Section 8. QUALIFICATIONS OF TRUSTEES AND OFFICERS.  

a.   Trustees may serve as Officers, but a vacancy on the Board of Trustees shall be deemed to exist in the event a Trustee’s term has not expired when such Trustee’s term as an Officer commences.

 b.  To be eligible to serve as an Officer, a person shall be an Active Member who has paid all SCCBA dues owed, and shall meet the following additional qualifications:

(1)   President-Elect and President: To serve as President and President-elect, the member shall, at minimum, have served in the Corporation as follows: (a) as the Secretary or Treasurer within the three years prior to commencing service as President-elect; or (b) as a member of the Executive Committee for at least one year within the three years prior to commencing service as President-elect; or (c) as a member of the Board of Trustees for at least one full term and as a member of the Finance Committee for at least one year immediately prior to commencing service as President-elect.

(2)   Secretary: To serve as Secretary, the member shall, at minimum: (a) have served as a member of the Board of Trustees for at least one year immediately prior to commencing service as Secretary; or (b) have served in the Corporation in each of the following ways within the three years prior to commencing service as Secretary: as a member of the Board of Trustees for at least one full term and as chair or co-chair of a Section or Committee for at least one year and as a member of a Committee or Section executive committee for at least one additional year.

(3)   Treasurer: To serve as Treasurer, the member shall, at minimum, have served in the Corporation in each of the following ways within the three years prior to commencing service as Treasurer: on the Finance Committee for at least one year and as a member of the Board of Trustees for at least one full term.   
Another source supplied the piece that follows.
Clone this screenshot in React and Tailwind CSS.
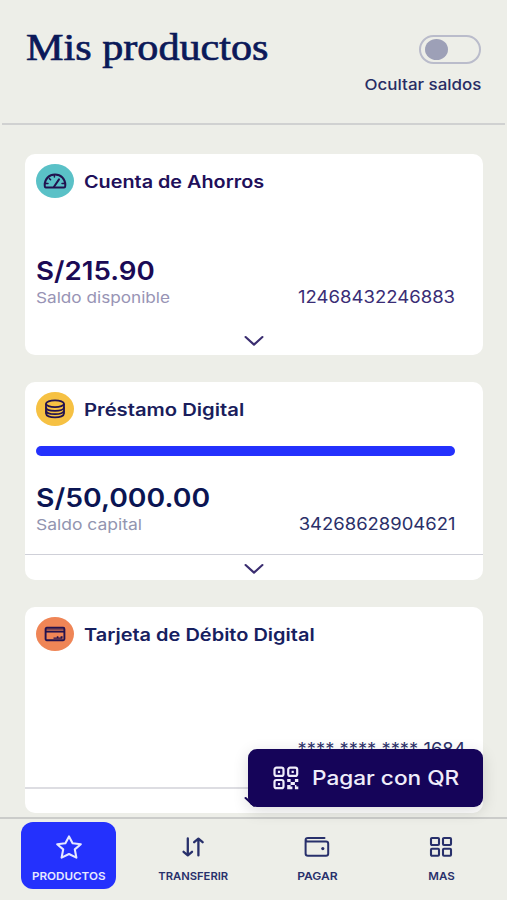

c.   To be eligible to serve as a Trustee, a person shall be an Active Member who has paid all SCCBA dues owed. To be eligible to serve as an at-large Trustee, a person shall also have been an Active Member having paid all SCCBA dues owed for at least one (1) full year prior to commencing service as an at-large Trustee.  In addition, a current Trustee seeking to be selected as an at-large Trustee for the immediately following term shall be eligible only if he or she attended at least fifty percent of Board meetings during his or her then-current term, regardless of good cause for any absences.

Section 9. VACANCIES.

In the event of a vacancy on the Board of Trustees or among the Officers, the Board shall promptly select an Active Member to fill the vacancy, such person to serve during the unexpired term of the vacant Board position or office, except that the President-elect shall automatically fill a vacancy in the office of the President. In selecting a person to fill the vacancy, the Board of Trustees shall take into account whether the person meets the qualifications for the vacant position or office set forth in Article IV, Section 8, and shall also take into account such factors as the person’s past distinguished service to the legal profession and the people of Santa Clara County, past service on the Board of Trustees and otherwise in the Bar Association, experience in the practice of law, high standards of ethics and integrity, willingness to faithfully serve the Bar Association, and ability to represent and reflect the diversity, geographic and otherwise, of lawyers throughout said County.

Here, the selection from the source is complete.